Both approaches will make the configuration files available to the installer via HTTP, allowing for unattended installation. While the server image approach works well, it can be quite large and configuring autoinstall with custom boot commands can be cumbersome and error-prone. For a more streamlined experience, Ubuntu provides cloud images that are specifically optimized for cloud environments. These images are lightweight, come with cloud-init pre-installed, and make unattended installations much simpler. With cloud images, you can leverage the flexibility and simplicity of cloud-init to automate OS setup without the need for complex boot commands or manual configuration steps. According to the documentation,

the data source NoCloud allows the user to provide user-data and meta-data to the instance without running a network service (or even without having a network at all).

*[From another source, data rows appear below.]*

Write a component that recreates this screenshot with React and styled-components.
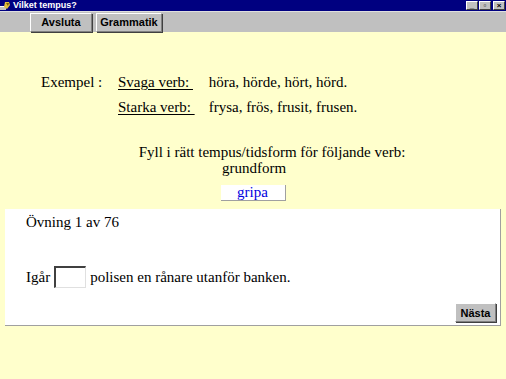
import React, { useState } from 'react';
import styled, { createGlobalStyle } from 'styled-components';

const GlobalStyle = createGlobalStyle`
  html, body { margin: 0; padding: 0; }
  body { background: #ffffcc; overflow: hidden; }
`;

const Window = styled.div`
  width: 506px;
  height: 379px;
  display: flex;
  flex-direction: column;
  background: #ffffcc;
  font-family: "Liberation Serif", "DejaVu Serif", "Times New Roman", serif;
  color: #000;
`;

const TitleBar = styled.div`
  height: 11px;
  background: #000080;
  display: flex;
  align-items: center;
  justify-content: space-between;
  padding: 0 1px 0 0;
  border-bottom: 1px solid #dfdfdf;
`;

const Title = styled.div`
  display: flex;
  align-items: center;
  gap: 2px;
  color: #fff;
  font-family: "Liberation Sans", Arial, sans-serif;
  font-size: 9px;
  font-weight: bold;
  line-height: 11px;
`;

const WinButtons = styled.div`
  display: flex;
  gap: 1px;
`;

const WinButton = styled.div`
  width: 12px;
  height: 9px;
  background: #c0c0c0;
  border-top: 1px solid #fff;
  border-left: 1px solid #fff;
  border-right: 1px solid #404040;
  border-bottom: 1px solid #404040;
  box-sizing: border-box;
  margin-left: ${({ $gap }) => $gap || 0}px;
  display: flex;
  align-items: center;
  justify-content: center;
  font-family: "Liberation Sans", Arial, sans-serif;
  font-size: 8px;
  font-weight: bold;
  line-height: 1;
  color: #000;
`;

const Toolbar = styled.div`
  height: 20px;
  background: #c0c0c0;
  display: flex;
  align-items: center;
  gap: 4px;
  padding-left: 30px;
`;

const ToolButton = styled.button`
  width: ${({ $w }) => $w}px;
  height: 19px;
  box-sizing: border-box;
  background: #c0c0c0;
  border-top: 1px solid #fff;
  border-left: 1px solid #fff;
  border-right: 1px solid #808080;
  border-bottom: 1px solid #808080;
  box-shadow: 1px 1px 0 #404040;
  font-family: "Liberation Sans", Arial, sans-serif;
  font-size: 11px;
  font-weight: bold;
  color: #000;
  padding: 0;
  cursor: pointer;
`;

const Content = styled.div`
  flex: 1;
  display: flex;
  flex-direction: column;
  padding-top: 41px;
  font-family: "Liberation Serif", "DejaVu Serif", "Times New Roman", serif;
  font-size: 15px;
`;

const Examples = styled.div`
  display: grid;
  grid-template-columns: 77px auto 1fr;
  row-gap: 7px;
  padding-left: 41px;
  line-height: 18px;
`;

const Label = styled.span`
  text-decoration: underline;
  text-underline-offset: 2px;
  white-space: pre;
  padding-right: ${({ $pad }) => $pad}px;
`;

const Instruction = styled.div`
  margin-top: 28px;
  display: flex;
  flex-direction: column;
  line-height: 16px;
`;

const InstructionLine = styled.div`
  text-align: center;
  padding-left: ${({ $shift }) => $shift}px;
`;

const WordBox = styled.div`
  align-self: center;
  margin: 9px 0 0 0;
  width: 65px;
  height: 16px;
  box-sizing: border-box;
  background: #fff;
  border-right: 1px solid #a0a0a0;
  border-bottom: 1px solid #a0a0a0;
  color: #0000e0;
  text-align: center;
  line-height: 15px;
`;

const Panel = styled.div`
  margin: 8px 5px 0 5px;
  height: 117px;
  box-sizing: border-box;
  background: #fff;
  border-right: 1px solid #a0a0a0;
  border-bottom: 1px solid #a0a0a0;
  display: flex;
  flex-direction: column;
  padding: 5px 4px 3px 21px;
`;

const Counter = styled.div`
  line-height: 16px;
`;

const Sentence = styled.div`
  margin-top: 36px;
  display: flex;
  align-items: center;
  gap: 4px;
  line-height: 16px;
`;

const Blank = styled.input`
  width: 32px;
  height: 22px;
  box-sizing: border-box;
  border-top: 2px solid #404040;
  border-left: 2px solid #404040;
  border-right: 1px solid #e0e0e0;
  border-bottom: 1px solid #e0e0e0;
  padding: 0;
  outline: none;
  font: inherit;
`;

const Footer = styled.div`
  margin-top: auto;
  display: flex;
  justify-content: flex-end;
`;

const NextButton = styled(ToolButton)`
  height: 19px;
`;

function AppIcon() {
  return (
    <svg width="11" height="10" viewBox="0 0 11 10">
      <rect x="0" y="5" width="6" height="4" fill="#c0c0c0" />
      <rect x="0" y="5" width="6" height="1" fill="#fff" />
      <path d="M5 1 L9 1 L10 4 L7 8 L4 6 Z" fill="#e0c040" />
      <path d="M6 2 L9 2 L8 5 Z" fill="#806000" />
    </svg>
  );
}

export default function App() {
  const [answer, setAnswer] = useState('');
  return (
    <>
      <GlobalStyle />
      <Window>
        <TitleBar>
          <Title>
            <AppIcon />
            Vilket tempus?
          </Title>
          <WinButtons>
            <WinButton>_</WinButton>
            <WinButton>▫</WinButton>
            <WinButton $gap={1}>×</WinButton>
          </WinButtons>
        </TitleBar>
        <Toolbar>
          <ToolButton $w={62}>Avsluta</ToolButton>
          <ToolButton $w={66}>Grammatik</ToolButton>
        </Toolbar>
        <Content>
          <Examples>
            <span>Exempel :</span>
            <Label $pad={14}>Svaga verb: </Label>
            <span>höra, hörde, hört, hörd.</span>
            <span />
            <Label $pad={14}>Starka verb: </Label>
            <span>frysa, frös, frusit, frusen.</span>
          </Examples>
          <Instruction>
            <InstructionLine $shift={38}>Fyll i rätt tempus/tidsform för följande verb:</InstructionLine>
            <InstructionLine $shift={2}>grundform</InstructionLine>
          </Instruction>
          <WordBox>gripa</WordBox>
          <Panel>
            <Counter>Övning 1 av 76</Counter>
            <Sentence>
              Igår
              <Blank value={answer} onChange={(e) => setAnswer(e.target.value)} />
              polisen en rånare utanför banken.
            </Sentence>
            <Footer>
              <NextButton $w={41}>Nästa</NextButton>
            </Footer>
          </Panel>
        </Content>
      </Window>
    </>
  );
}
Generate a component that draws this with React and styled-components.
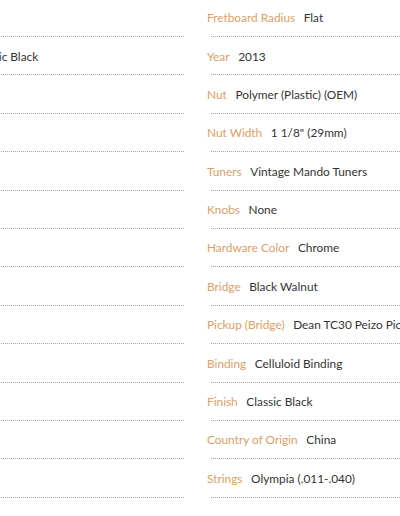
import React from 'react';
import styled, { createGlobalStyle } from 'styled-components';

const GlobalStyle = createGlobalStyle`
  html, body {
    margin: 0;
    padding: 0;
    background: #ffffff;
    overflow: hidden;
  }
  body {
    font-family: Lato, "Open Sans", sans-serif;
  }
`;

// two spec columns; the left one runs off the left edge of the frame
const SpecGrid = styled.div`
  display: grid;
  grid-template-columns: 249px 249px;
  column-gap: 23px;
  margin-left: -65px;
  margin-top: -1.4px;
`;

const SpecColumn = styled.div`
  display: flex;
  flex-direction: column;
`;

const SpecItem = styled.div`
  display: flex;
  flex-direction: column;
`;

const SpecLine = styled.div`
  display: flex;
  align-items: center;
  height: 20px;
  padding: 9px 0 8.4px;
  font-size: 11.85px;
  white-space: nowrap;
`;

const Label = styled.span`
  color: #dca066;
  margin-right: 8.6px;
`;

const Value = styled.span`
  color: #333333;
`;

const Rule = styled.div`
  margin-left: 4px;
  border-top: 1px dotted #a6a6a6;
`;

const leftSpecs = [
  ['Body', 'Ash'],
  ['Color', 'Classic Black'],
  ['Top', 'Fir'],
  ['Neck', 'Oak'],
  ['Frets', '20'],
  ['Scale', '14"'],
  ['Inlay', 'Dot'],
  ['Case', 'No'],
  ['Back', 'Ash'],
  ['Sides', 'Ash'],
  ['Joint', 'Set'],
  ['Trim', 'No'],
  ['Model', 'V'],
];

const rightSpecs = [
  ['Fretboard Radius', 'Flat'],
  ['Year', '2013'],
  ['Nut', 'Polymer (Plastic) (OEM)'],
  ['Nut Width', '1 1/8" (29mm)'],
  ['Tuners', 'Vintage Mando Tuners'],
  ['Knobs', 'None'],
  ['Hardware Color', 'Chrome'],
  ['Bridge', 'Black Walnut'],
  ['Pickup (Bridge)', 'Dean TC30 Peizo Pickup'],
  ['Binding', 'Celluloid Binding'],
  ['Finish', 'Classic Black'],
  ['Country of Origin', 'China'],
  ['Strings', 'Olympia (.011-.040)'],
];

const SpecList = ({ items }) => (
  <SpecColumn>
    {items.map(([label, value], i) => (
      <SpecItem key={i}>
        <SpecLine>
          <Label>{label}</Label>
          <Value>{value}</Value>
        </SpecLine>
        <Rule />
      </SpecItem>
    ))}
  </SpecColumn>
);

const App = () => (
  <>
    <GlobalStyle />
    <SpecGrid>
      <SpecList items={leftSpecs} />
      <SpecList items={rightSpecs} />
    </SpecGrid>
  </>
);

export default App;
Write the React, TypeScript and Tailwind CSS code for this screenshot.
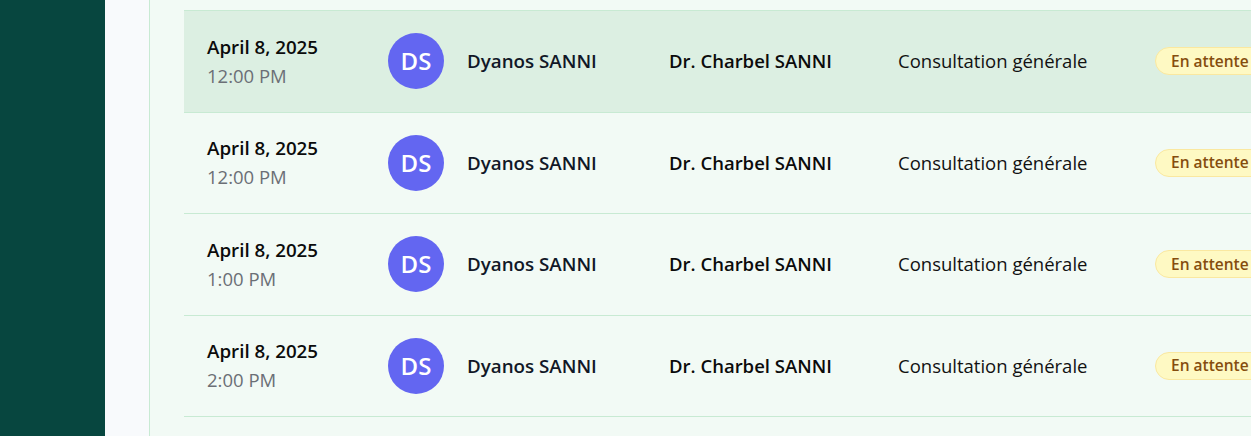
import React from "react";

type Appointment = {
  date: string;
  time: string;
  patient: string;
  initials: string;
  doctor: string;
  type: string;
  status: string;
};

const appointments: Appointment[] = [
  { date: "April 8, 2025", time: "12:00 PM", patient: "Dyanos SANNI", initials: "DS", doctor: "Dr. Charbel SANNI", type: "Consultation générale", status: "En attente" },
  { date: "April 8, 2025", time: "12:00 PM", patient: "Dyanos SANNI", initials: "DS", doctor: "Dr. Charbel SANNI", type: "Consultation générale", status: "En attente" },
  { date: "April 8, 2025", time: "1:00 PM", patient: "Dyanos SANNI", initials: "DS", doctor: "Dr. Charbel SANNI", type: "Consultation générale", status: "En attente" },
  { date: "April 8, 2025", time: "2:00 PM", patient: "Dyanos SANNI", initials: "DS", doctor: "Dr. Charbel SANNI", type: "Consultation générale", status: "En attente" },
];

function Row({ a, active }: { a: Appointment; active?: boolean }) {
  return (
    <div
      className={`flex items-center h-[101.5px] border-b border-[#c8ead3] pl-[23px] ${
        active ? "bg-[#dcefe2]" : ""
      }`}
    >
      <div className="w-[181px] shrink-0">
        <div className="text-[18.75px] leading-[28px] font-semibold text-[#0b0b0b]">{a.date}</div>
        <div className="text-[18.5px] leading-[28px] mt-[1px] text-[#6b6f76]">{a.time}</div>
      </div>
      <div className="w-[281px] shrink-0 flex items-center gap-[23px]">
        <div className="w-14 h-14 rounded-full bg-[#6366f1] flex items-center justify-center text-white text-[24px] font-semibold">
          {a.initials}
        </div>
        <span className="text-[18.75px] font-semibold text-[#111827]">{a.patient}</span>
      </div>
      <div className="w-[229px] shrink-0 text-[18.5px] font-semibold text-[#0b0b0b]">{a.doctor}</div>
      <div className="w-[257px] shrink-0 text-[18.5px] text-[#111]">{a.type}</div>
      <div className="shrink-0">
        <span className="inline-flex items-center h-7 px-[15px] rounded-full bg-[#fef9c3] border border-[#fae8a0] text-[15.5px] font-semibold text-[#854d0e] whitespace-nowrap">
          {a.status}
        </span>
      </div>
    </div>
  );
}

export default function App() {
  return (
    <div
      className="flex h-[436px] w-[1251px] overflow-hidden"
      style={{ fontFamily: '"Open Sans", "Noto Sans", sans-serif' }}
    >
      <aside className="w-[105px] shrink-0 bg-[#07463f]" />
      <div className="w-[45px] shrink-0 bg-[#f8fafc] border-r border-[#c8ead3]" />
      <main className="flex-1 min-w-0 bg-[#f2faf5] pl-[34px] pt-[10px] overflow-hidden">
        <div className="w-[1200px] border-t border-[#c8ead3]">
          {appointments.map((a, i) => (
            <Row key={i} a={a} active={i === 0} />
          ))}
        </div>
      </main>
    </div>
  );
}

meta-data can be passed via SMBIOS “serial number” option. Since QEMU builder is used here, the cloud-init config can be passed via -smbios option (relevant part of a packer template):

  qemuargs = [
    ["-smbios", "type=1,serial=ds=nocloud-net;s=http://{{ .HTTPIP }}:{{ .HTTPPort }}/cloud/"]
  ]

Finally, after the VMs images were prepared and built it is time to start them. ANd to make it easy, a template Vagrantfile is generated with the help of shell-local post-processor:

Vagrant.configure(2) do |config|
  config.vm.box = "${var.vm_name}.box"
  config.vm.provider :qemu do |qe, override|
    override.ssh.username = "packer"
    override.ssh.password = "packer"
    qe.qemu_dir = "${var.qemu_dir}"
    qe.arch = "${var.qemu_arch}"
    qe.machine = "type=${var.machine},accel=${var.accelerator}"
    qe.cpu = "host"
    qe.net_device = "virtio-net"
    qe.smp = 4
    qe.memory = "8192M"
    qe.ssh_port = "${var.qemu_ssh_port}"
  end
  config.vm.synced_folder ".", "/vagrant", disabled: true
end

All that is left to do is go the build folder and type vagrant up.

You can find the complete code used in this article here.

Conclusion

Packer is a powerful and versatile tool for automating the creation of virtual machine images. Its compatibility with a wide range of platforms and VM providers makes it a valuable asset for any developer. Whether you are looking to learn new technologies, ensure clean and reproducible builds, or streamline the system setup process, Packer can significantly enhance your workflow.